* Begin *

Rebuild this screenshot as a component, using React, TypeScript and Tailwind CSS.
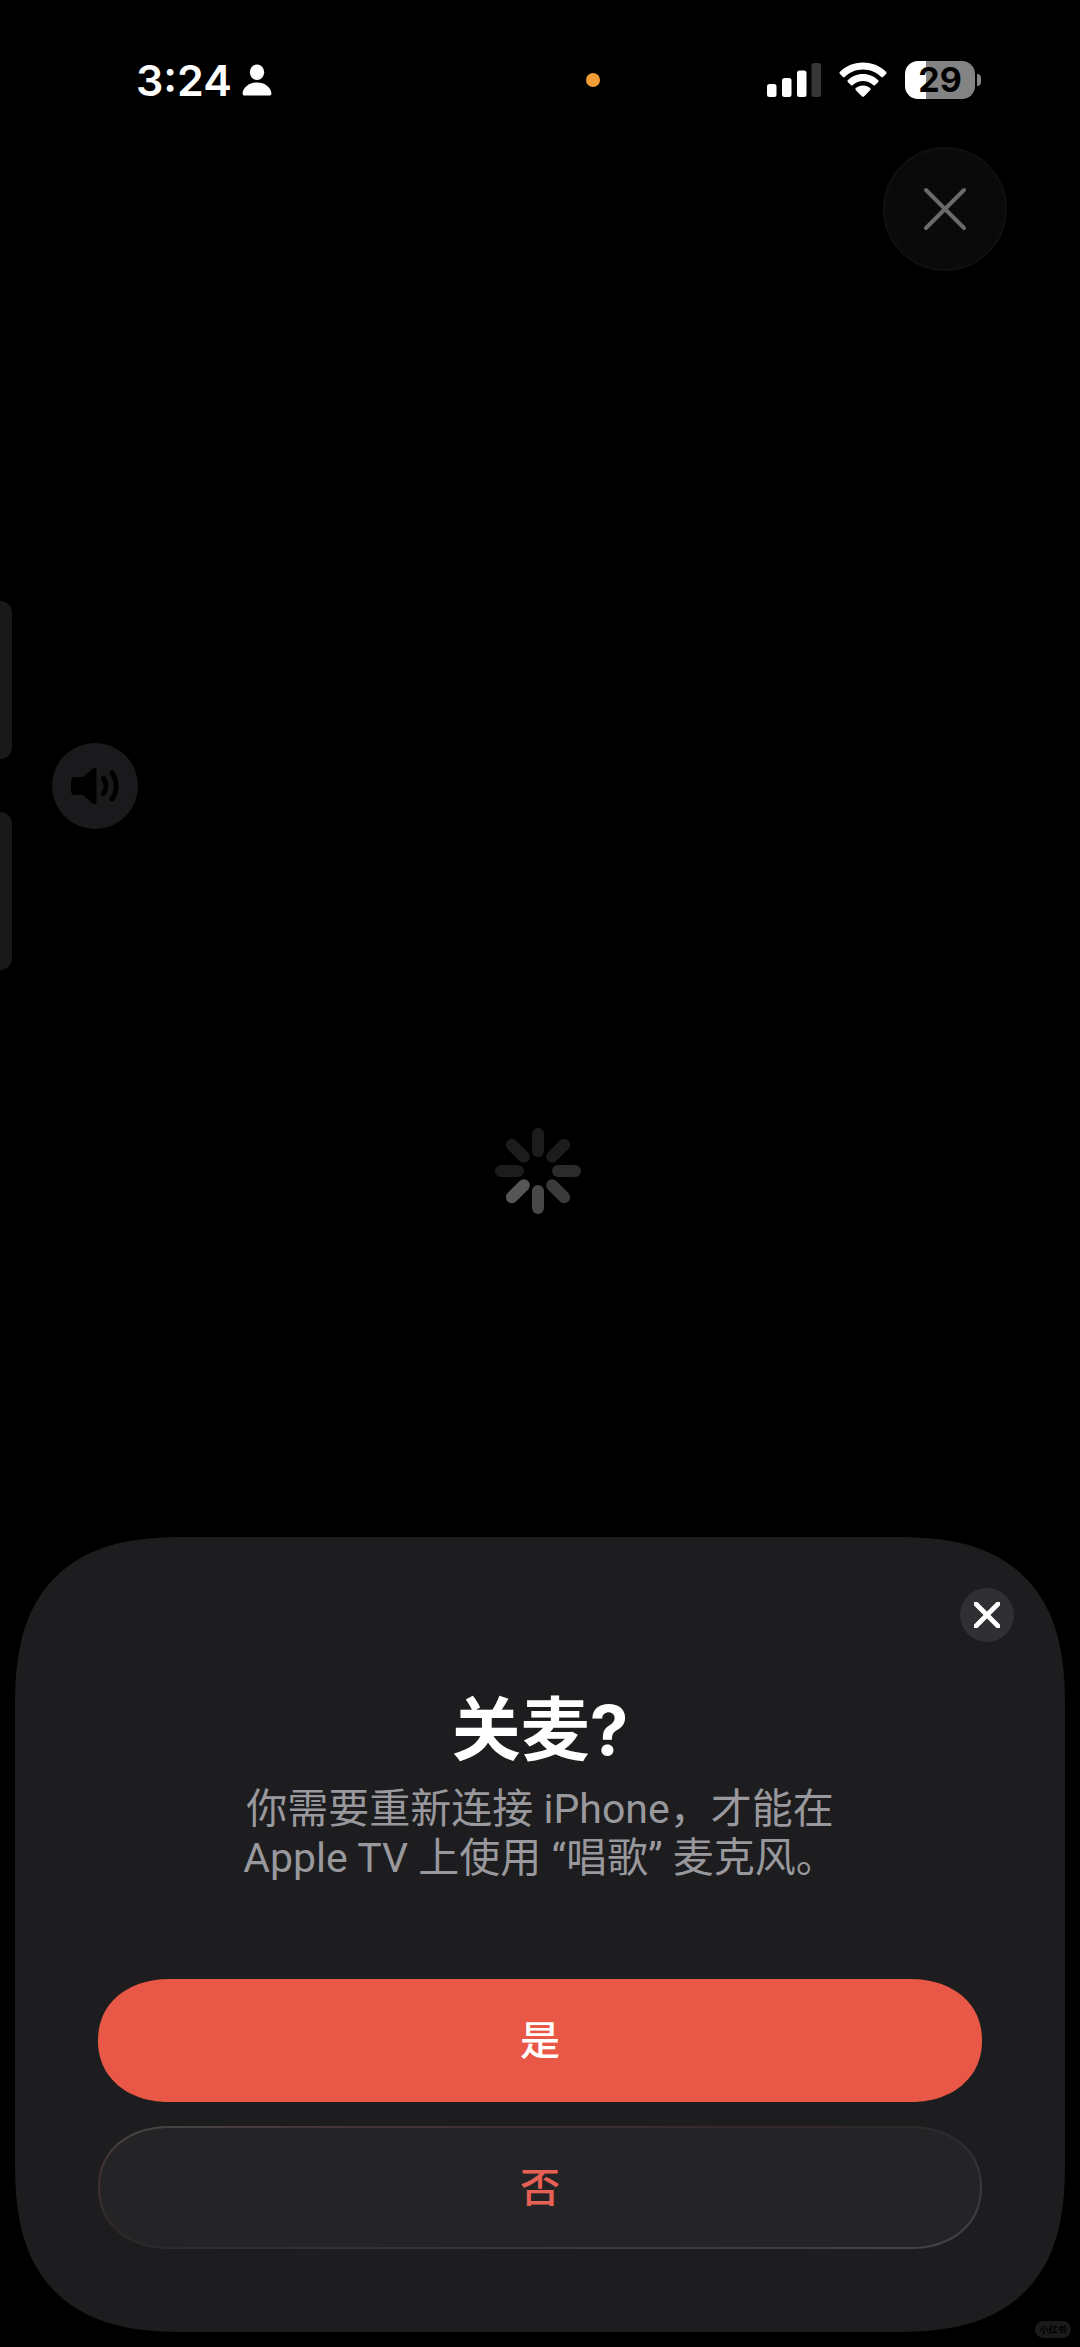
import type { ReactNode } from "react";

const petals = [
    { angle: 0, color: "#1c1c1c" },
    { angle: 45, color: "#1c1c1c" },
    { angle: 90, color: "#2b2b2b" },
    { angle: 135, color: "#3a3a3a" },
    { angle: 180, color: "#484848" },
    { angle: 225, color: "#565656" },
    { angle: 270, color: "#1c1c1c" },
    { angle: 315, color: "#1c1c1c" },
];

function Cross({ className, width }: { className: string; width: number }) {
    return (
        <svg viewBox="0 0 44 44" className={className} fill="none" stroke="currentColor" strokeWidth={width} strokeLinecap="round" aria-hidden="true">
            <path d="M3 3l38 38M41 3L3 41" />
        </svg>
    );
}

function StatusBar() {
    return (
        <header className="flex h-40 items-center pl-[136px] pr-[99px] text-white">
            <time className="text-[43px] leading-none font-semibold">3:24</time>
            <svg viewBox="0 0 30 32" className="ml-[10px] h-8 w-[30px]" fill="currentColor" aria-hidden="true">
                <ellipse cx="15" cy="8.2" rx="7.2" ry="7.8" />
                <path d="M3 31.5C1.200 31.500 .4 30.600 .6 29C1.200 23.500 7 18.500 15 18.500s13.800 5 14.400 10.500c.2 1.600-.6 2.500-2.400 2.500z" />
            </svg>
            <span className="ml-[314px] size-[14px] rounded-full bg-[#f29d38]" />

            <div className="ml-auto flex items-center">
                <svg viewBox="0 0 54 38" className="h-[38px] w-[54px]" fill="currentColor" aria-hidden="true">
                    <rect x="0" y="23" width="9.500" height="13" rx="2.500" />
                    <rect x="15" y="17" width="9.500" height="19" rx="2.500" />
                    <rect x="30" y="9.500" width="9.500" height="26.500" rx="2.500" />
                    <rect x="44.500" y="2" width="9.500" height="34" rx="2.500" fill="#363636" />
                </svg>
                <svg viewBox="0 0 48 38" className="ml-[18px] h-[38px] w-12" fill="currentColor" aria-hidden="true">
                    <path d="M24 1.500C33.500 1.500 41.500 5.200 47 10.800c.7.7.7 1.500 0 2.200l-2.700 2.700c-.7.7-1.500.7-2.200 0C37.500 11.300 31 8.500 24 8.500S10.500 11.300 5.900 15.700c-.7.7-1.500.7-2.200 0L1 13c-.7-.7-.7-1.500 0-2.200C6.500 5.200 14.500 1.500 24 1.500z" />
                    <path d="M24 13c6.200 0 11.200 2.400 15 6 .7.700.7 1.500 0 2.200l-2.800 2.800c-.7.7-1.400.7-2.100.1C31.200 21.500 27.800 20 24 20s-7.200 1.500-10.100 4.100c-.7.6-1.400.6-2.100-.1L9 21.200c-.7-.7-.7-1.500 0-2.200 3.800-3.600 8.800-6 15-6z" />
                    <path d="M24 24.500c2.800 0 5.200 1 7.100 2.600.7.600.7 1.400 0 2.100l-5.900 6c-.8.8-1.600.8-2.400 0l-5.900-6c-.7-.7-.7-1.500 0-2.100 1.900-1.600 4.300-2.600 7.100-2.600z" />
                </svg>
                <div className="ml-[18px] flex h-[38px] w-[70px] items-center justify-center rounded-[13px] bg-linear-to-r from-white from-30% to-[#838383] to-30% text-[34px] leading-none font-bold text-black">
                    29
                </div>
                <span className="ml-[2px] h-3 w-1 rounded-r-full bg-[#838383]" />
            </div>
        </header>
    );
}

function Spinner() {
    return (
        <svg viewBox="-44 -44 88 88" className="mt-[157px] mr-1 size-[88px] self-center" role="status" aria-label="加载中">
            {petals.map((p) => (
                <rect key={p.angle} x="-6" y="-43" width="12" height="29" rx="6" fill={p.color} transform={`rotate(${p.angle})`} />
            ))}
        </svg>
    );
}

function SheetButton({ className, children }: { className: string; children: ReactNode }) {
    return (
        <button
            type="button"
            className={`h-[123px] w-full rounded-full text-[40px] leading-none font-medium supports-[corner-shape:round]:rounded-[72px/61px] supports-[corner-shape:round]:[corner-shape:superellipse(1.1)] ${className}`}
        >
            {children}
        </button>
    );
}

function MicSheet() {
    return (
        <section
            role="dialog"
            aria-labelledby="mic-title"
            className="mx-[15px] mt-auto mb-[15px] flex flex-col rounded-[136px] bg-[#1d1d1f] px-[83px] pt-[51px] pb-[83px] supports-[corner-shape:round]:rounded-[172px] supports-[corner-shape:round]:[corner-shape:superellipse(1.38)]"
        >
            <button type="button" aria-label="关闭" className="-mr-8 flex size-[54px] items-center justify-center self-end rounded-full bg-[#303034] text-white">
                <Cross className="size-[26px]" width={8} />
            </button>

            <h1 id="mic-title" className="mt-12 text-center text-[69px] leading-[80px] font-bold text-white">关麦?</h1>
            <p className="mt-[15px] text-center font-['Roboto','Noto_Sans_CJK_SC',sans-serif] text-[41px] leading-[49px] text-[#98989d]">
                你需要重新连接 iPhone，才能在
                <br />
                Apple TV 上使用 “唱歌” 麦克风。
            </p>

            <div className="mt-24 flex flex-col gap-6">
                <SheetButton className="bg-[#e95846] text-white">是</SheetButton>
                <SheetButton className="border-2 border-transparent text-[#e66153] [background:linear-gradient(#242426,#242426)_padding-box,linear-gradient(to_bottom_right,#4a4a4c,#433334_15%,#33292a_40%,#2a2a2c_50%,#38383a_75%,#444446)_border-box]">
                    否
                </SheetButton>
            </div>
        </section>
    );
}

export default function App() {
    return (
        <div className="relative flex min-h-screen flex-col overflow-hidden bg-black font-['Inter','Noto_Sans_CJK_SC',sans-serif]">
            <StatusBar />

            <button type="button" aria-label="关闭" className="-mt-[13px] mr-[73px] flex size-[124px] items-center justify-center self-end rounded-full border-2 border-[#101010] bg-[#0a0a0a] text-[#6a6a6a]">
                <Cross className="size-11" width={4} />
            </button>

            <div className="mt-[330px] flex items-center gap-10">
                <div className="flex flex-col gap-[53px]">
                    <div className="h-[158px] w-3 rounded-r-xl bg-[#19191a]" />
                    <div className="h-[158px] w-3 rounded-r-xl bg-[#19191a]" />
                </div>
                <button type="button" aria-label="音量" className="flex size-[86px] items-center justify-center rounded-full bg-[#1a1a1c] text-black">
                    <svg viewBox="0 0 48 36" className="h-9 w-12" aria-hidden="true">
                        <path fill="currentColor" d="M4 9h7c.7 0 1.200-.2 1.700-.6l8.300-7.300C21.800.4 22.500 0 23.500 0c1.300 0 2 .8 2 2v32c0 1.200-.7 2-2 2-1 0-1.700-.4-2.500-1.100l-8.300-7.300c-.5-.4-1-.6-1.700-.6H4c-2.500 0-4-1.500-4-4V13c0-2.500 1.500-4 4-4z" />
                        <path fill="none" stroke="currentColor" strokeWidth="5" strokeLinecap="round" d="M32.500 10.500c3.200 4.500 3.200 10.500 0 15M41 5c5.500 7.500 5.500 18.500 0 26" />
                    </svg>
                </button>
            </div>

            <Spinner />
            <MicSheet />

            <span className="absolute right-[9px] bottom-[9px] flex h-[17px] w-9 items-center justify-center rounded-full bg-[#1b1b1b] text-[9px] leading-none font-bold text-black">
                小红书
            </span>
        </div>
    );
}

* End *

:: Job ::
Repeat the data in full and exactly. Omit pictures.

:: Answer to this task ::
Rebuild this screenshot as a component, using React, TypeScript and Tailwind CSS.
import type { ReactNode } from "react";

const petals = [
    { angle: 0, color: "#1c1c1c" },
    { angle: 45, color: "#1c1c1c" },
    { angle: 90, color: "#2b2b2b" },
    { angle: 135, color: "#3a3a3a" },
    { angle: 180, color: "#484848" },
    { angle: 225, color: "#565656" },
    { angle: 270, color: "#1c1c1c" },
    { angle: 315, color: "#1c1c1c" },
];

function Cross({ className, width }: { className: string; width: number }) {
    return (
        <svg viewBox="0 0 44 44" className={className} fill="none" stroke="currentColor" strokeWidth={width} strokeLinecap="round" aria-hidden="true">
            <path d="M3 3l38 38M41 3L3 41" />
        </svg>
    );
}

function StatusBar() {
    return (
        <header className="flex h-40 items-center pl-[136px] pr-[99px] text-white">
            <time className="text-[43px] leading-none font-semibold">3:24</time>
            <svg viewBox="0 0 30 32" className="ml-[10px] h-8 w-[30px]" fill="currentColor" aria-hidden="true">
                <ellipse cx="15" cy="8.2" rx="7.2" ry="7.8" />
                <path d="M3 31.5C1.200 31.500 .4 30.600 .6 29C1.200 23.500 7 18.500 15 18.500s13.800 5 14.400 10.500c.2 1.600-.6 2.500-2.400 2.500z" />
            </svg>
            <span className="ml-[314px] size-[14px] rounded-full bg-[#f29d38]" />

            <div className="ml-auto flex items-center">
                <svg viewBox="0 0 54 38" className="h-[38px] w-[54px]" fill="currentColor" aria-hidden="true">
                    <rect x="0" y="23" width="9.500" height="13" rx="2.500" />
                    <rect x="15" y="17" width="9.500" height="19" rx="2.500" />
                    <rect x="30" y="9.500" width="9.500" height="26.500" rx="2.500" />
                    <rect x="44.500" y="2" width="9.500" height="34" rx="2.500" fill="#363636" />
                </svg>
                <svg viewBox="0 0 48 38" className="ml-[18px] h-[38px] w-12" fill="currentColor" aria-hidden="true">
                    <path d="M24 1.500C33.500 1.500 41.500 5.200 47 10.800c.7.7.7 1.500 0 2.200l-2.700 2.700c-.7.7-1.500.7-2.200 0C37.500 11.300 31 8.500 24 8.500S10.500 11.300 5.900 15.700c-.7.7-1.500.7-2.200 0L1 13c-.7-.7-.7-1.500 0-2.200C6.500 5.200 14.500 1.500 24 1.500z" />
                    <path d="M24 13c6.200 0 11.200 2.400 15 6 .7.700.7 1.500 0 2.200l-2.800 2.800c-.7.7-1.400.7-2.100.1C31.200 21.500 27.800 20 24 20s-7.200 1.500-10.100 4.100c-.7.6-1.400.6-2.100-.1L9 21.200c-.7-.7-.7-1.500 0-2.200 3.800-3.600 8.800-6 15-6z" />
                    <path d="M24 24.500c2.800 0 5.200 1 7.100 2.600.7.600.7 1.400 0 2.100l-5.900 6c-.8.8-1.600.8-2.400 0l-5.900-6c-.7-.7-.7-1.500 0-2.100 1.900-1.600 4.300-2.600 7.100-2.600z" />
                </svg>
                <div className="ml-[18px] flex h-[38px] w-[70px] items-center justify-center rounded-[13px] bg-linear-to-r from-white from-30% to-[#838383] to-30% text-[34px] leading-none font-bold text-black">
                    29
                </div>
                <span className="ml-[2px] h-3 w-1 rounded-r-full bg-[#838383]" />
            </div>
        </header>
    );
}

function Spinner() {
    return (
        <svg viewBox="-44 -44 88 88" className="mt-[157px] mr-1 size-[88px] self-center" role="status" aria-label="加载中">
            {petals.map((p) => (
                <rect key={p.angle} x="-6" y="-43" width="12" height="29" rx="6" fill={p.color} transform={`rotate(${p.angle})`} />
            ))}
        </svg>
    );
}

function SheetButton({ className, children }: { className: string; children: ReactNode }) {
    return (
        <button
            type="button"
            className={`h-[123px] w-full rounded-full text-[40px] leading-none font-medium supports-[corner-shape:round]:rounded-[72px/61px] supports-[corner-shape:round]:[corner-shape:superellipse(1.1)] ${className}`}
        >
            {children}
        </button>
    );
}

function MicSheet() {
    return (
        <section
            role="dialog"
            aria-labelledby="mic-title"
            className="mx-[15px] mt-auto mb-[15px] flex flex-col rounded-[136px] bg-[#1d1d1f] px-[83px] pt-[51px] pb-[83px] supports-[corner-shape:round]:rounded-[172px] supports-[corner-shape:round]:[corner-shape:superellipse(1.38)]"
        >
            <button type="button" aria-label="关闭" className="-mr-8 flex size-[54px] items-center justify-center self-end rounded-full bg-[#303034] text-white">
                <Cross className="size-[26px]" width={8} />
            </button>

            <h1 id="mic-title" className="mt-12 text-center text-[69px] leading-[80px] font-bold text-white">关麦?</h1>
            <p className="mt-[15px] text-center font-['Roboto','Noto_Sans_CJK_SC',sans-serif] text-[41px] leading-[49px] text-[#98989d]">
                你需要重新连接 iPhone，才能在
                <br />
                Apple TV 上使用 “唱歌” 麦克风。
            </p>

            <div className="mt-24 flex flex-col gap-6">
                <SheetButton className="bg-[#e95846] text-white">是</SheetButton>
                <SheetButton className="border-2 border-transparent text-[#e66153] [background:linear-gradient(#242426,#242426)_padding-box,linear-gradient(to_bottom_right,#4a4a4c,#433334_15%,#33292a_40%,#2a2a2c_50%,#38383a_75%,#444446)_border-box]">
                    否
                </SheetButton>
            </div>
        </section>
    );
}

export default function App() {
    return (
        <div className="relative flex min-h-screen flex-col overflow-hidden bg-black font-['Inter','Noto_Sans_CJK_SC',sans-serif]">
            <StatusBar />

            <button type="button" aria-label="关闭" className="-mt-[13px] mr-[73px] flex size-[124px] items-center justify-center self-end rounded-full border-2 border-[#101010] bg-[#0a0a0a] text-[#6a6a6a]">
                <Cross className="size-11" width={4} />
            </button>

            <div className="mt-[330px] flex items-center gap-10">
                <div className="flex flex-col gap-[53px]">
                    <div className="h-[158px] w-3 rounded-r-xl bg-[#19191a]" />
                    <div className="h-[158px] w-3 rounded-r-xl bg-[#19191a]" />
                </div>
                <button type="button" aria-label="音量" className="flex size-[86px] items-center justify-center rounded-full bg-[#1a1a1c] text-black">
                    <svg viewBox="0 0 48 36" className="h-9 w-12" aria-hidden="true">
                        <path fill="currentColor" d="M4 9h7c.7 0 1.200-.2 1.700-.6l8.300-7.300C21.800.4 22.500 0 23.500 0c1.300 0 2 .8 2 2v32c0 1.200-.7 2-2 2-1 0-1.700-.4-2.500-1.100l-8.300-7.300c-.5-.4-1-.6-1.700-.6H4c-2.500 0-4-1.500-4-4V13c0-2.500 1.500-4 4-4z" />
                        <path fill="none" stroke="currentColor" strokeWidth="5" strokeLinecap="round" d="M32.500 10.500c3.200 4.500 3.200 10.500 0 15M41 5c5.500 7.500 5.500 18.500 0 26" />
                    </svg>
                </button>
            </div>

            <Spinner />
            <MicSheet />

            <span className="absolute right-[9px] bottom-[9px] flex h-[17px] w-9 items-center justify-center rounded-full bg-[#1b1b1b] text-[9px] leading-none font-bold text-black">
                小红书
            </span>
        </div>
    );
}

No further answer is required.